The cost of medication may be near to people’s hearts. According to the Washington Post story, “half the American people” use medications, and “a lot of them use multiple drugs.” In a survey in that article, the Post reports that 72% of those surveyed think prescription costs are unreasonable. Even more, 74% think that Americans pay more than people in other countries.

It appears likely that no single idea is “the” solution to “the” issue of prescription prices. Drug companies argue that there is a need for continued research and development of a variety of medications, and that this is expensive. Reportedly, many of the compounds into which they invest time and money never make it to the public; that research is a cost that has to be recouped from the products that do make the market. 

But is the formulary idea “a” solution to some portion of “an” issue of prescription cost? Payers have already instituted cost controls. Prescription Benefit Management or PBM is a growing business according to Forbes. Some see comparisons between the PBM methodology in the private sector and formularies. Moreover, there are insurance carriers that are adopting their own prescription formularies, including workers’ compensation carriers. To some degree it might be argued that formularies are coming to workers’ compensation with or without state regulation.

It appears that prescription costs will continue to rise. The workers’ compensation industry is focused on controlling those costs, and is utilizing tools like formulary and PBM already. Forward-focused states like California, North Carolina, Ohio, Oklahoma, Texas and Washington are either on the band wagon or are edging towards it. According to the Insurance Journal, Louisiana, Montana, Maine, and Tennessee are all considering formularies. That is five states committed, and if those studying it adopt the total could soon be 10 states.

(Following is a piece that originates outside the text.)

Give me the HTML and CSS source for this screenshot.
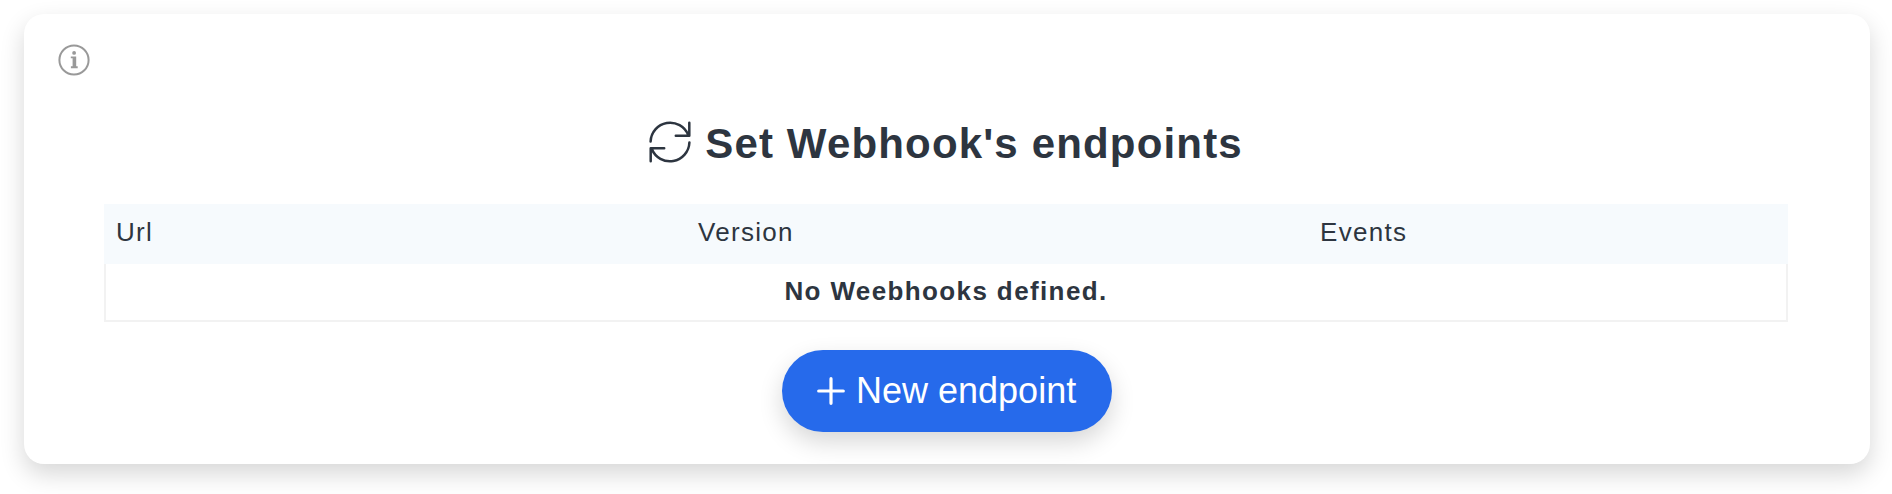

Incidentally, the largest jurisdictions in the country for workers’ compensation are discussed in How Huge is it Anyway, Lex and Verum, Number LVII, June 2014. The ten largest jurisdictions account for 50% of American workers, 54% of the wages paid, and 60% of the workers’ compensation benefits paid in this country. They are (in order): California, New York, Federal, Illinois, Pennsylvania, Florida, Washington, Ohio, New Jersey, and Texas. Those in italics have adopted the formulary concept. It is somewhat curious that some of the smaller states, not in the top ten, are studying the concept while some of these larger states appear disinterested for now.

The adoption of workers’ compensation in this country was reasonably rapid. Thirty-two states enacted laws in the first five years after the first in 1911. Florida was not among them, cautiously waiting until 1935 to join the trend. Obviously, the opt-out and drug formularies will not spread with that speed. The Texas effort came in 2011, and we rapidly approach the close of the first five years thereafter. 

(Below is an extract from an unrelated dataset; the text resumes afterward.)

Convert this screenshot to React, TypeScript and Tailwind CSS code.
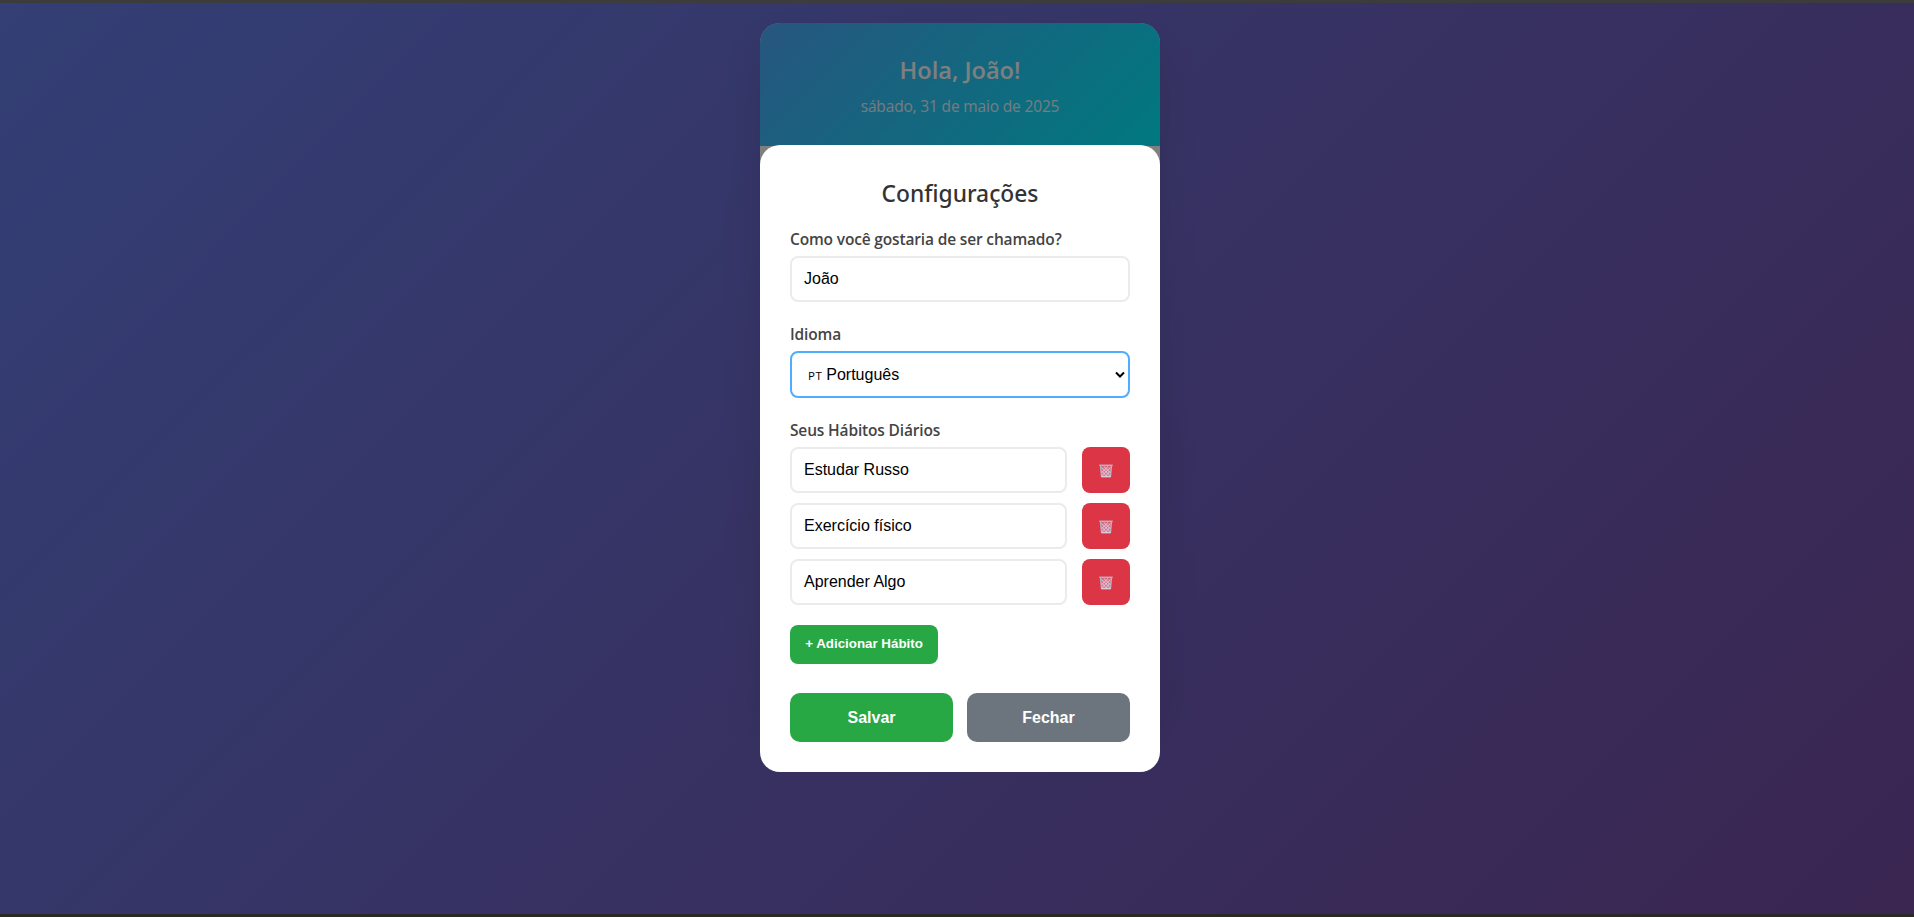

At this point it is fair to question whether opt-outs will spread at all. But formularies appear to be gaining momentum and are likely to come soon to a market near you. Will the momentum build, leading to a more rapid series of state adoptions in years ahead? Will the national or state governments take other actions to restrict profits on medications in light of the recent news of price increases?

Formularies are seen by some as restricting medication choice. That is a policy question that has to be discussed. Anecdotally, there are already stories of recovering workers who present at pharmacies for medication only to be told to return later because authorization of payment cannot be arranged instantly. There are similar stories of delayed prescription refills. How widespread is the complaint of slow prescriptions? Could a formulary law or regulation do anything to streamline the authorization process?

The Florida legislative session begins in January 2016. It is unknown what that will mean to Florida workers' compensation generally. Whether there is legislation regarding prescriptions or not remains to be seen, but there will likely be ongoing discussion of prescriptions and costs in coming months.